Il restauro conservativo si occupa di dipinti, cornici e ornati, ma ha anche un aspetto strutturale molto importante: non si può recuperare un’opera senza tener conto della struttura sottostante, del suo sostegno. Nelle strutture antiche, l’utilizzo di queste tecnologie dà grandissimi vantaggi. In passato, si utilizzavano cordoli in calcestruzzo o tamponamenti e placcaggi di sostegno delle murature, che spesso erano terribilmente invasive e creavano problemi enormi, sovraccaricando la struttura che, in caso di sisma o di movimenti del terreno, anziché sostenerla, provocavano danni ingenti fino al possibile crollo. Le nostre tecniche hanno invece il grande vantaggio non solo di non apportare peso, ma di dare alla muratura una resistenza alla trazione che normalmente non avrebbe.
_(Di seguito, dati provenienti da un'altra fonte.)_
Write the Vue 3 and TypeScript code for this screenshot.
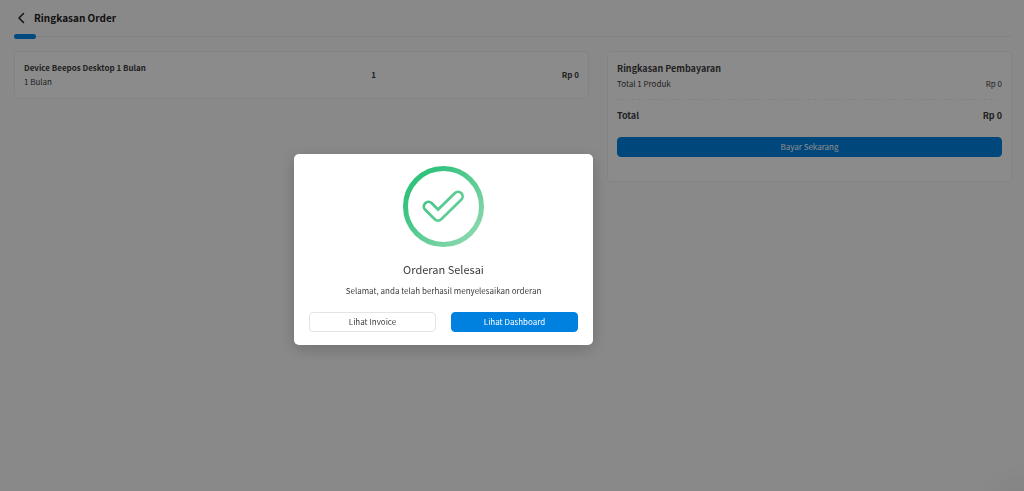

Conferiscono tutto il vantaggio dei cordoli in calcestruzzo senza lo svantaggio del peso e dell’ingombro, perché questi rinforzi, di basso spessore, riescono a essere quasi sempre mascherati sotto gli intonaci. Un ulteriore vantaggio del sistema consiste nel fatto che, essendo un rinforzo esterno, consente d’intervenire in seguito senza danneggiare la struttura sottostante.

È noto il vostro apporto per il restauro di alcuni dei più importanti monumenti in varie città d’Italia – dalla basilica di San Petronio a Bologna a quella di Sant’Antonio a Padova, dalla basilica di Vicoforte (CN) a quella di Alba, dal Porticato di via Indipendenza sempre a Bologna alla Reggia di Venaria Reale a Torino –, e il nostro giornale ospiterà l’illustrazione di casi specifici nei prossimi numeri, ma può citare alcuni esempi dei problemi particolari che intervengono in questo settore?

I timpani della biblioteca di Sant’Antonio, per esempio, avevano un problema di stabilità, poiché i muri su cui gravava il soffitto erano molto alti e fortemente lesionati. Il sistema tradizionale avrebbe suggerito di praticare iniezioni di calce nella muratura in modo da consolidarla. Ma che cosa ne sarebbe stato dei magnifici affreschi presenti nella biblioteca sottostante? Le sostanze contenute nelle iniezioni di calce avrebbero potuto danneggiarli. Allora, i muri sono stati armati con nastri di rinforzo posti ai due lati della muratura e legati con connettori, entrambi di spessore inferiore al millimetro. L’esterno e l’interno sono stati poi re-intonacati, in modo da rendere invisibile l’opera compiuta, e la struttura ha riacquistato la sua stabilità.

Anche per rinforzare le volte, per esempio di un largo tratto del Porticato di via Indipendenza a Bologna, il sistema classico avrebbe suggerito l’utilizzo di interventi con calcestruzzo e acciaio o reti elettrosaldate, ma questo avrebbe voluto dire creare una seconda volta sotto la quale la volta originale si sarebbe comportata come un controsoffitto, soluzione che certamente avrebbe snaturato lo stesso scopo per il quale le volte sono state costruite. Invece, con le nostre tecnologie, che ormai sono la regola, è possibile rinforzare le volte, dare loro la resistenza a trazione e riportare i carichi entro i margini corretti.

Possiamo ritenere il vostro anche un compito “educativo” nel settore del restauro?

La nostra ricerca ha comportato ingenti investimenti, abbiamo fatto parte del gruppo che ha messo a punto la normativa del CNR per l’uso di queste tecniche nelle costruzioni e abbiamo organizzato corsi per progettisti e applicatori, in collaborazione con AICO. Oltre all’impegno di tipo commerciale di diffusione dei nostri prodotti, fin dall’inizio abbiamo assunto il compito di spiegarne i processi e, per questo, abbiamo creato numerose squadre che offrono assistenza tecnica alle aziende che applicano queste tecnologie. Io ritengo che, nel recupero strutturale dei beni artistici, la nostra tecnologia sia fondamentale e il fatto stesso che c’è stato un grande sviluppo di queste tecniche in Italia, molto più che in altri paesi europei, negli Stati Uniti o in Giappone, sia dovuto alla vastità del nostro patrimonio artistico, che abbiamo il dovere di salvaguardare sempre più e sempre meglio. In questa direzione è andato il nostro sforzo educativo del settore.